**Your goal**
Give the material again in full, matching it exactly.

**Data block**
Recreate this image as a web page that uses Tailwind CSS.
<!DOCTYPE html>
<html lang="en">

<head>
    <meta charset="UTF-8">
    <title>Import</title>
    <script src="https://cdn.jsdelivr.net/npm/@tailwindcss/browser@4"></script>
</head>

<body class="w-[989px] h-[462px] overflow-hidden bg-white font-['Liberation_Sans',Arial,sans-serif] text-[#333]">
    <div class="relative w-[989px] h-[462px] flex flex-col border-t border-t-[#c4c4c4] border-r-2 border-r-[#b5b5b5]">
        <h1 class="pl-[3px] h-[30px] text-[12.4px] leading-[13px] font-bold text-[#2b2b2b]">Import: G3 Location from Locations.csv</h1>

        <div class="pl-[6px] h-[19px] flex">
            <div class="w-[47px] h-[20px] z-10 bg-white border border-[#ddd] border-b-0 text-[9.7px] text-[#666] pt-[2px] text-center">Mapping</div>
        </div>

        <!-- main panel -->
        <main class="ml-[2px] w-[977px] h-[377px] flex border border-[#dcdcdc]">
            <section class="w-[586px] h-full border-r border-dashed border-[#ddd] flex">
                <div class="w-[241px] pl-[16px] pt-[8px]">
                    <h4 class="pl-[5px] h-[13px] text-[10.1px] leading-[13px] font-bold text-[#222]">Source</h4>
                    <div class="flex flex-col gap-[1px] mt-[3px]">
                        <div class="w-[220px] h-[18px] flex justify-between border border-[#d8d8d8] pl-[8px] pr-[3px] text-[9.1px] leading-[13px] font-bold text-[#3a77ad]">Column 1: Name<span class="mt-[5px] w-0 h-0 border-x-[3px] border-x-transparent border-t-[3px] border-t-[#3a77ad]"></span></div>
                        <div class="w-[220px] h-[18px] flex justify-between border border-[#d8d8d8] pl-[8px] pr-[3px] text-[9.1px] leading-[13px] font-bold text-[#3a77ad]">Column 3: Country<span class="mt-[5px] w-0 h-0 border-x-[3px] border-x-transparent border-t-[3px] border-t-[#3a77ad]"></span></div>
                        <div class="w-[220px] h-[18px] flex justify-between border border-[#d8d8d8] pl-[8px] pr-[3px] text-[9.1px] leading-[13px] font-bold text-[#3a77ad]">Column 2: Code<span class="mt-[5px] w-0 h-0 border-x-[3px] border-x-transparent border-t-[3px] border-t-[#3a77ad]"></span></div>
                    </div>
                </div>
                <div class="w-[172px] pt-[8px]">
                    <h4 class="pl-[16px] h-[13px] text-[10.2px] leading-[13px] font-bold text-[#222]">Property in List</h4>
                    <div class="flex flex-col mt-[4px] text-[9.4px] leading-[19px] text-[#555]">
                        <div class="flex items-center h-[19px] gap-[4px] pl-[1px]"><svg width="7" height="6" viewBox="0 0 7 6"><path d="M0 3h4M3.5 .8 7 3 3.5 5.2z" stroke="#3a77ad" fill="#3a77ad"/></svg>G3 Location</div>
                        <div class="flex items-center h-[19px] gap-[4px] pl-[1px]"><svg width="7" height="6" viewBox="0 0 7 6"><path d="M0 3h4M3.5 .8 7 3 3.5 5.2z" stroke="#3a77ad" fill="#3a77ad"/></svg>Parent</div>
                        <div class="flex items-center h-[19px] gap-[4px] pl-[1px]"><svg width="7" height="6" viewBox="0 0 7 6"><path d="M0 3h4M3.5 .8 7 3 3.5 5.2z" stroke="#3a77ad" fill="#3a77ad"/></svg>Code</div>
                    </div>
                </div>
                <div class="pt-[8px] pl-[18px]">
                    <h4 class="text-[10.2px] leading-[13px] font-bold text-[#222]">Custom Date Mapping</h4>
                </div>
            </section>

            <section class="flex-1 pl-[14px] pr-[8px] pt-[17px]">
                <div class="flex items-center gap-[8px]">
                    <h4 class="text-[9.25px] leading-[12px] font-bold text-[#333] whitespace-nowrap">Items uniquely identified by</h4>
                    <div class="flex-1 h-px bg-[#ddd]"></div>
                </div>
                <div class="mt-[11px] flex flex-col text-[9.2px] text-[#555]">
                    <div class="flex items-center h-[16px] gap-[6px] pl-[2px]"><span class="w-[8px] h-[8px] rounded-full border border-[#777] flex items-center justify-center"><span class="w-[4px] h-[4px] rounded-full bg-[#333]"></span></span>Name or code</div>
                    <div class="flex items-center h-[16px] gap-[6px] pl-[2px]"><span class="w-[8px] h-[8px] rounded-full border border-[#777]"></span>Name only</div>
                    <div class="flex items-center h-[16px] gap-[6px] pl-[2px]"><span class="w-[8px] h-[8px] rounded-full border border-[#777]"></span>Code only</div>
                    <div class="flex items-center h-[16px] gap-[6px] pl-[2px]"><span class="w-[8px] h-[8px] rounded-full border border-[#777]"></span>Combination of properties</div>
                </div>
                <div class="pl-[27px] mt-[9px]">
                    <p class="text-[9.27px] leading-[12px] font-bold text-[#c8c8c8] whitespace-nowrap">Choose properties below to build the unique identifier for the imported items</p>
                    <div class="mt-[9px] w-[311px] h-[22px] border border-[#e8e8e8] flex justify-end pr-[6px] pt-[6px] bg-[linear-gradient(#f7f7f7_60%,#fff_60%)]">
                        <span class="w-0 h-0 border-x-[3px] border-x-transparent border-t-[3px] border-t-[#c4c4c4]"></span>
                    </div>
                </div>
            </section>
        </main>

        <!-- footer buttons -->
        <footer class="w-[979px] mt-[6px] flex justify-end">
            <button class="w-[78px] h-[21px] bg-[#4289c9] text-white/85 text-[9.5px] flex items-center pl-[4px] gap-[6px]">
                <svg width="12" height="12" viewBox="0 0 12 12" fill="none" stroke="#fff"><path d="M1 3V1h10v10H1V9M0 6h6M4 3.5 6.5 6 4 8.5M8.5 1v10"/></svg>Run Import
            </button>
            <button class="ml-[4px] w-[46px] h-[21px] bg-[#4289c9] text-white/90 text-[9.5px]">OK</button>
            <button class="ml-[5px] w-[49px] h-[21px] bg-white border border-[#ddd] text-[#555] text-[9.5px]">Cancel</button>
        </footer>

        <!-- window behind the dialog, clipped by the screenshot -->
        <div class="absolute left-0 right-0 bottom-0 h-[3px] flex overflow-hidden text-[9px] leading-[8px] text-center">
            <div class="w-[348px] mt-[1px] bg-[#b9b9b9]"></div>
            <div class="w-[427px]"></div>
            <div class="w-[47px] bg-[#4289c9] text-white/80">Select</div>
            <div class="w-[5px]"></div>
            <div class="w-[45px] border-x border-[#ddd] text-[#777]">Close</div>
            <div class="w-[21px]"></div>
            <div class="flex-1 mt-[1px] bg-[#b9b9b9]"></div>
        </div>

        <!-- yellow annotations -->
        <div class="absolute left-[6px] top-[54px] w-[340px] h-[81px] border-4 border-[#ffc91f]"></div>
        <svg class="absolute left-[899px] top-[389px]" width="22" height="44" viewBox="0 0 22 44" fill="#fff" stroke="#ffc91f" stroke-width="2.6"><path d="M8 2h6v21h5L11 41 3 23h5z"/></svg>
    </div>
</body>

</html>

**Final answer**
Recreate this image as a web page that uses Tailwind CSS.
<!DOCTYPE html>
<html lang="en">

<head>
    <meta charset="UTF-8">
    <title>Import</title>
    <script src="https://cdn.jsdelivr.net/npm/@tailwindcss/browser@4"></script>
</head>

<body class="w-[989px] h-[462px] overflow-hidden bg-white font-['Liberation_Sans',Arial,sans-serif] text-[#333]">
    <div class="relative w-[989px] h-[462px] flex flex-col border-t border-t-[#c4c4c4] border-r-2 border-r-[#b5b5b5]">
        <h1 class="pl-[3px] h-[30px] text-[12.4px] leading-[13px] font-bold text-[#2b2b2b]">Import: G3 Location from Locations.csv</h1>

        <div class="pl-[6px] h-[19px] flex">
            <div class="w-[47px] h-[20px] z-10 bg-white border border-[#ddd] border-b-0 text-[9.7px] text-[#666] pt-[2px] text-center">Mapping</div>
        </div>

        <!-- main panel -->
        <main class="ml-[2px] w-[977px] h-[377px] flex border border-[#dcdcdc]">
            <section class="w-[586px] h-full border-r border-dashed border-[#ddd] flex">
                <div class="w-[241px] pl-[16px] pt-[8px]">
                    <h4 class="pl-[5px] h-[13px] text-[10.1px] leading-[13px] font-bold text-[#222]">Source</h4>
                    <div class="flex flex-col gap-[1px] mt-[3px]">
                        <div class="w-[220px] h-[18px] flex justify-between border border-[#d8d8d8] pl-[8px] pr-[3px] text-[9.1px] leading-[13px] font-bold text-[#3a77ad]">Column 1: Name<span class="mt-[5px] w-0 h-0 border-x-[3px] border-x-transparent border-t-[3px] border-t-[#3a77ad]"></span></div>
                        <div class="w-[220px] h-[18px] flex justify-between border border-[#d8d8d8] pl-[8px] pr-[3px] text-[9.1px] leading-[13px] font-bold text-[#3a77ad]">Column 3: Country<span class="mt-[5px] w-0 h-0 border-x-[3px] border-x-transparent border-t-[3px] border-t-[#3a77ad]"></span></div>
                        <div class="w-[220px] h-[18px] flex justify-between border border-[#d8d8d8] pl-[8px] pr-[3px] text-[9.1px] leading-[13px] font-bold text-[#3a77ad]">Column 2: Code<span class="mt-[5px] w-0 h-0 border-x-[3px] border-x-transparent border-t-[3px] border-t-[#3a77ad]"></span></div>
                    </div>
                </div>
                <div class="w-[172px] pt-[8px]">
                    <h4 class="pl-[16px] h-[13px] text-[10.2px] leading-[13px] font-bold text-[#222]">Property in List</h4>
                    <div class="flex flex-col mt-[4px] text-[9.4px] leading-[19px] text-[#555]">
                        <div class="flex items-center h-[19px] gap-[4px] pl-[1px]"><svg width="7" height="6" viewBox="0 0 7 6"><path d="M0 3h4M3.5 .8 7 3 3.5 5.2z" stroke="#3a77ad" fill="#3a77ad"/></svg>G3 Location</div>
                        <div class="flex items-center h-[19px] gap-[4px] pl-[1px]"><svg width="7" height="6" viewBox="0 0 7 6"><path d="M0 3h4M3.5 .8 7 3 3.5 5.2z" stroke="#3a77ad" fill="#3a77ad"/></svg>Parent</div>
                        <div class="flex items-center h-[19px] gap-[4px] pl-[1px]"><svg width="7" height="6" viewBox="0 0 7 6"><path d="M0 3h4M3.5 .8 7 3 3.5 5.2z" stroke="#3a77ad" fill="#3a77ad"/></svg>Code</div>
                    </div>
                </div>
                <div class="pt-[8px] pl-[18px]">
                    <h4 class="text-[10.2px] leading-[13px] font-bold text-[#222]">Custom Date Mapping</h4>
                </div>
            </section>

            <section class="flex-1 pl-[14px] pr-[8px] pt-[17px]">
                <div class="flex items-center gap-[8px]">
                    <h4 class="text-[9.25px] leading-[12px] font-bold text-[#333] whitespace-nowrap">Items uniquely identified by</h4>
                    <div class="flex-1 h-px bg-[#ddd]"></div>
                </div>
                <div class="mt-[11px] flex flex-col text-[9.2px] text-[#555]">
                    <div class="flex items-center h-[16px] gap-[6px] pl-[2px]"><span class="w-[8px] h-[8px] rounded-full border border-[#777] flex items-center justify-center"><span class="w-[4px] h-[4px] rounded-full bg-[#333]"></span></span>Name or code</div>
                    <div class="flex items-center h-[16px] gap-[6px] pl-[2px]"><span class="w-[8px] h-[8px] rounded-full border border-[#777]"></span>Name only</div>
                    <div class="flex items-center h-[16px] gap-[6px] pl-[2px]"><span class="w-[8px] h-[8px] rounded-full border border-[#777]"></span>Code only</div>
                    <div class="flex items-center h-[16px] gap-[6px] pl-[2px]"><span class="w-[8px] h-[8px] rounded-full border border-[#777]"></span>Combination of properties</div>
                </div>
                <div class="pl-[27px] mt-[9px]">
                    <p class="text-[9.27px] leading-[12px] font-bold text-[#c8c8c8] whitespace-nowrap">Choose properties below to build the unique identifier for the imported items</p>
                    <div class="mt-[9px] w-[311px] h-[22px] border border-[#e8e8e8] flex justify-end pr-[6px] pt-[6px] bg-[linear-gradient(#f7f7f7_60%,#fff_60%)]">
                        <span class="w-0 h-0 border-x-[3px] border-x-transparent border-t-[3px] border-t-[#c4c4c4]"></span>
                    </div>
                </div>
            </section>
        </main>

        <!-- footer buttons -->
        <footer class="w-[979px] mt-[6px] flex justify-end">
            <button class="w-[78px] h-[21px] bg-[#4289c9] text-white/85 text-[9.5px] flex items-center pl-[4px] gap-[6px]">
                <svg width="12" height="12" viewBox="0 0 12 12" fill="none" stroke="#fff"><path d="M1 3V1h10v10H1V9M0 6h6M4 3.5 6.5 6 4 8.5M8.5 1v10"/></svg>Run Import
            </button>
            <button class="ml-[4px] w-[46px] h-[21px] bg-[#4289c9] text-white/90 text-[9.5px]">OK</button>
            <button class="ml-[5px] w-[49px] h-[21px] bg-white border border-[#ddd] text-[#555] text-[9.5px]">Cancel</button>
        </footer>

        <!-- window behind the dialog, clipped by the screenshot -->
        <div class="absolute left-0 right-0 bottom-0 h-[3px] flex overflow-hidden text-[9px] leading-[8px] text-center">
            <div class="w-[348px] mt-[1px] bg-[#b9b9b9]"></div>
            <div class="w-[427px]"></div>
            <div class="w-[47px] bg-[#4289c9] text-white/80">Select</div>
            <div class="w-[5px]"></div>
            <div class="w-[45px] border-x border-[#ddd] text-[#777]">Close</div>
            <div class="w-[21px]"></div>
            <div class="flex-1 mt-[1px] bg-[#b9b9b9]"></div>
        </div>

        <!-- yellow annotations -->
        <div class="absolute left-[6px] top-[54px] w-[340px] h-[81px] border-4 border-[#ffc91f]"></div>
        <svg class="absolute left-[899px] top-[389px]" width="22" height="44" viewBox="0 0 22 44" fill="#fff" stroke="#ffc91f" stroke-width="2.6"><path d="M8 2h6v21h5L11 41 3 23h5z"/></svg>
    </div>
</body>

</html>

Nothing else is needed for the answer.